▶ Work to complete
Find each line containing the string "this". Copy it.

>> Begin Data shown

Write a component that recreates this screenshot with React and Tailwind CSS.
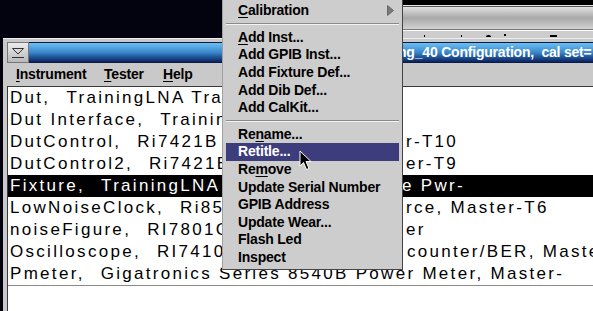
import React from 'react';

// Instrument list rows: left part (clipped under the popup), suffix shown right of the popup
const rows = [
  { a: 'Dut,', b: 'TrainingLNA Training_40 Dut Board', tail: '', ml: 'ml-[7px]' },
  { a: 'Dut Interface,', b: 'TrainingLNA Interface Board', tail: '', ml: 'ml-[7px]' },
  { a: 'DutControl,', b: 'Ri7421B Digital I/O, Maste', tail: 'r-T10', ml: 'ml-[7px]' },
  { a: 'DutControl2,', b: 'Ri7421B Digital I/O, Mast', tail: 'er-T9', ml: 'ml-[7px]' },
  { a: 'Fixture,', b: 'TrainingLNA Fixture, Fixtur', tail: 'e Pwr-', ml: 'ml-[3px]', sel: true },
  { a: 'LowNoiseClock,', b: 'Ri8520 Clock Sou', tail: 'rce, Master-T6', ml: 'ml-[7px]' },
  { a: 'noiseFigure,', b: 'RI7801C Noise Figure Met', tail: 'er', ml: 'ml-[7px]' },
  { a: 'Oscilloscope,', b: 'RI7410 Scope/Time ', tail: 'counter/BER, Master-T4', ml: 'ml-[8px]' },
];

function MenuItem({ children, hi }) {
  return (
    <div className={`flex h-[17.6px] items-center pl-[12px] ${hi ? 'bg-[#3d3d7e] text-white' : 'text-black'}`}>
      {children}
    </div>
  );
}

function Sep() {
  return (
    <div className="flex h-[9px] flex-col justify-center">
      <div className="h-px bg-[#8a8a8a]" />
      <div className="h-px bg-[#f4f4f4]" />
    </div>
  );
}

const U = ({ c }) => <span className="underline decoration-1 underline-offset-2">{c}</span>;

export default function App() {
  return (
    <div className="relative h-[311px] w-[593px] overflow-hidden bg-[#03030f]">
      {/* --- top strip: desktop + window behind --- */}
      <div className="flex h-[38px]">
        <div className="w-[330px] shrink-0" />
        <div className="flex flex-1 flex-col">
          <div className="h-[5px] bg-black" />
          <div className="h-px bg-[#e6e6e6]" />
          <div className="h-px bg-[#555]" />
          <div className="h-[22px] bg-gradient-to-b from-[#e2e2e2] via-[#a8a8a8] to-[#d2d2d2]" />
          <div className="h-px bg-[#777]" />
          <div className="h-px bg-white" />
          <div className="flex flex-1 items-end bg-[#cdcdcd] pb-[1px]">
            <span className="ml-[94px] h-[2px] w-px bg-black" />
            <span className="ml-[36px] h-[2px] w-px bg-black" />
            <span className="ml-[24px] h-[2px] w-[5px] rounded-t bg-black" />
            <span className="ml-[13px] mb-[1px] h-[2px] w-[2px] bg-black" />
            <span className="ml-[44px] h-[2px] w-[7px] bg-black" />
          </div>
        </div>
      </div>

      {/* --- main window --- */}
      <div className="ml-[3px] border-t border-[#eeeeee] bg-[#c9c9c9] pt-[3px]">
        {/* title bar */}
        <div className="flex h-[21px] pl-[4px]">
          <div className="flex w-[22px] shrink-0 items-center justify-center border border-[#777] bg-gradient-to-b from-[#ececec] to-[#b8b8b8]">
            <svg width="14" height="12" viewBox="0 0 14 12">
              <polygon points="1.5,1.5 12.5,1.5 7,7" fill="none" stroke="#333" strokeWidth="1" />
              <line x1="1" y1="10.5" x2="13" y2="10.5" stroke="#333" strokeWidth="1" />
            </svg>
          </div>
          <div className="flex flex-1 items-center overflow-hidden whitespace-nowrap border-y border-[#0a1a44] bg-gradient-to-b from-[#6cc0f0] via-[#3a86cc] to-[#0c2260] font-['Liberation_Sans',sans-serif] text-[14px] font-bold tracking-[-0.2px] text-white">
            <div className="w-[369px] shrink-0 overflow-hidden text-right">Instrument Table, Traini</div>
            <div className="shrink-0">ng_40 Configuration,&nbsp;&nbsp;cal set= default</div>
          </div>
        </div>

        {/* menu bar */}
        <div className="flex h-[22px] items-center pl-[13px] font-['Liberation_Sans',sans-serif] text-[14px] font-bold tracking-[-0.2px] text-black">
          <span className="w-[88px]"><U c="I" />nstrument</span>
          <span className="w-[59px]"><U c="T" />ester</span>
          <span><U c="H" />elp</span>
        </div>

        {/* instrument list */}
        <div className="ml-[4px] mt-[1px] border-l border-t border-[#3a3a3a] bg-white font-['Liberation_Sans',sans-serif] text-[17px] tracking-[2.3px]">
          {rows.map((r) => (
            <div
              key={r.a}
              className={`flex h-[22px] items-center whitespace-nowrap ${r.sel ? 'bg-black text-white' : 'text-black'}`}
            >
              <div className="w-[391px] shrink-0 overflow-hidden pl-[2px]">
                {r.a}
                <span className="inline-block w-[16px]" />
                {r.b}
              </div>
              <div className={`shrink-0 ${r.ml}`}>{r.tail}</div>
            </div>
          ))}
          <div className="flex h-[22px] items-center whitespace-nowrap pl-[2px] text-black">
            Pmeter,
            <span className="inline-block w-[16px]" />
            Gigatronics Series 8540B Power Meter, Master-
          </div>
          <div className="h-[26px] border-t border-[#8a8a8a] bg-white" />
        </div>
      </div>

      {/* --- popup menu --- */}
      <div className="absolute left-[222px] top-0 w-[181px] border-b border-l border-r border-b-[#444] border-l-[#a0a0a0] border-r-[#444] bg-[#cdcdcd] px-[3px] pb-[3px] pt-[2px] font-['Liberation_Sans',sans-serif] text-[14px] font-bold tracking-[-0.2px]">
        <div className="flex h-[17.6px] items-center justify-between pl-[12px] pr-[5px]">
          <span><U c="C" />alibration</span>
          <svg width="7" height="11" viewBox="0 0 7 11">
            <polygon points="0.5,0.5 6.5,5.5 0.5,10.5" fill="#7a7a7a" stroke="#5a5a5a" strokeWidth="0.8" />
          </svg>
        </div>
        <Sep />
        <MenuItem><U c="A" />dd Inst...</MenuItem>
        <MenuItem>Add GPIB Inst...</MenuItem>
        <MenuItem>Add Fixture Def...</MenuItem>
        <MenuItem>Add Dib Def...</MenuItem>
        <MenuItem>Add CalKit...</MenuItem>
        <Sep />
        <MenuItem>Re<U c="n" />ame...</MenuItem>
        <MenuItem hi>Retitle...</MenuItem>
        <MenuItem>Re<U c="m" />ove</MenuItem>
        <MenuItem>Update Serial Number</MenuItem>
        <MenuItem>GPIB Address</MenuItem>
        <MenuItem>Update Wear...</MenuItem>
        <MenuItem>Flash Led</MenuItem>
        <MenuItem>Inspect</MenuItem>
      </div>

      {/* mouse pointer */}
      <svg className="absolute left-[299px] top-[150px]" width="14" height="22" viewBox="0 0 14 22">
        <path d="M1 1 L1 16 L4.5 12.5 L7.5 19.5 L10 18.5 L7 11.5 L12 11.5 Z" fill="black" stroke="white" strokeWidth="1" />
      </svg>
    </div>
  );
}
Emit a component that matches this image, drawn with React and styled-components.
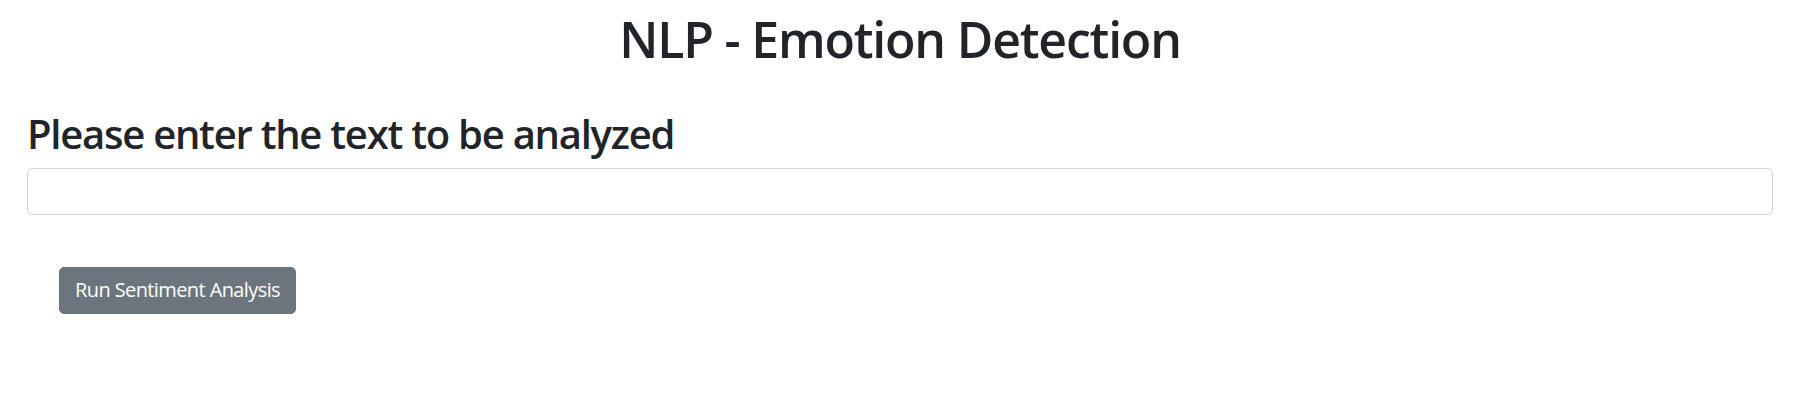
import React from "react";
import styled, { createGlobalStyle } from "styled-components";

const GlobalStyle = createGlobalStyle`
  html, body { margin: 0; padding: 0; background: #fff; }
  body {
    font-family: "Open Sans", "Noto Sans", sans-serif;
    color: #212529;
  }
  * { box-sizing: border-box; }
`;

const Page = styled.div`
  padding: 9px 34px 0 27px;
  display: flex;
  flex-direction: column;
`;

const Title = styled.h1`
  margin: 0;
  text-align: center;
  font-size: 50px;
  font-weight: 600;
  line-height: 1.2;
  letter-spacing: -1.2px;
`;

const Heading = styled.h2`
  margin: 41px 0 0;
  font-size: 40px;
  font-weight: 600;
  line-height: 1.2;
  letter-spacing: -1.25px;
`;

const TextInput = styled.input`
  margin-top: 9.5px;
  width: 100%;
  height: 47px;
  padding: 7.5px 15px;
  font-family: inherit;
  font-size: 20px;
  color: #495057;
  background: #fff;
  border: 1px solid #ced4da;
  border-radius: 5px;
  outline: none;
`;

const ButtonRow = styled.div`
  display: flex;
  padding: 52px 0 0 32px;
`;

const Button = styled.button`
  font-family: inherit;
  font-size: 20px;
  line-height: 1.5;
  padding: 7.5px 15px;
  letter-spacing: -0.6px;
  color: #fff;
  background: #6c757d;
  border: 1px solid #6c757d;
  border-radius: 5px;
  cursor: pointer;
`;

export default function App() {
  return (
    <>
      <GlobalStyle />
      <Page>
        <Title>NLP - Emotion Detection</Title>
        <Heading>Please enter the text to be analyzed</Heading>
        <TextInput type="text" />
        <ButtonRow>
          <Button>Run Sentiment Analysis</Button>
        </ButtonRow>
      </Page>
    </>
  );
}
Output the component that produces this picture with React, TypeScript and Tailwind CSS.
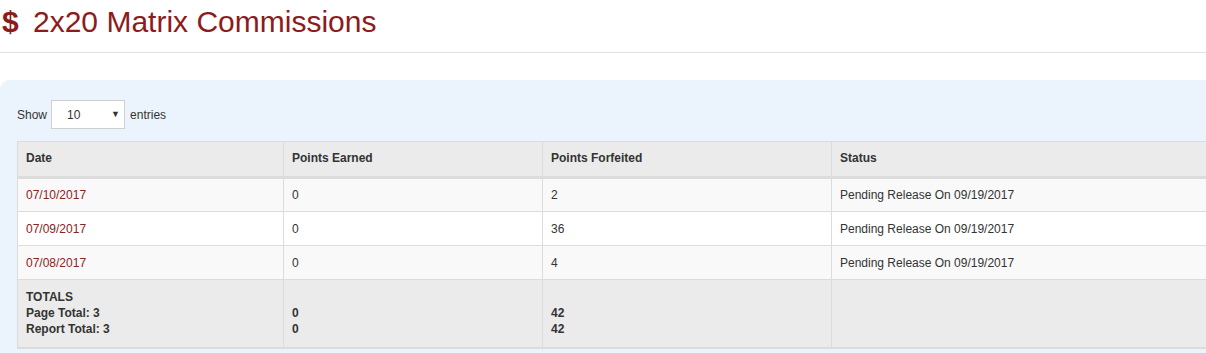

>> End Data shown

▶ Result of the task
Write a component that recreates this screenshot with React and Tailwind CSS.
Emit a component that matches this image, drawn with React and styled-components.
Output the component that produces this picture with React, TypeScript and Tailwind CSS.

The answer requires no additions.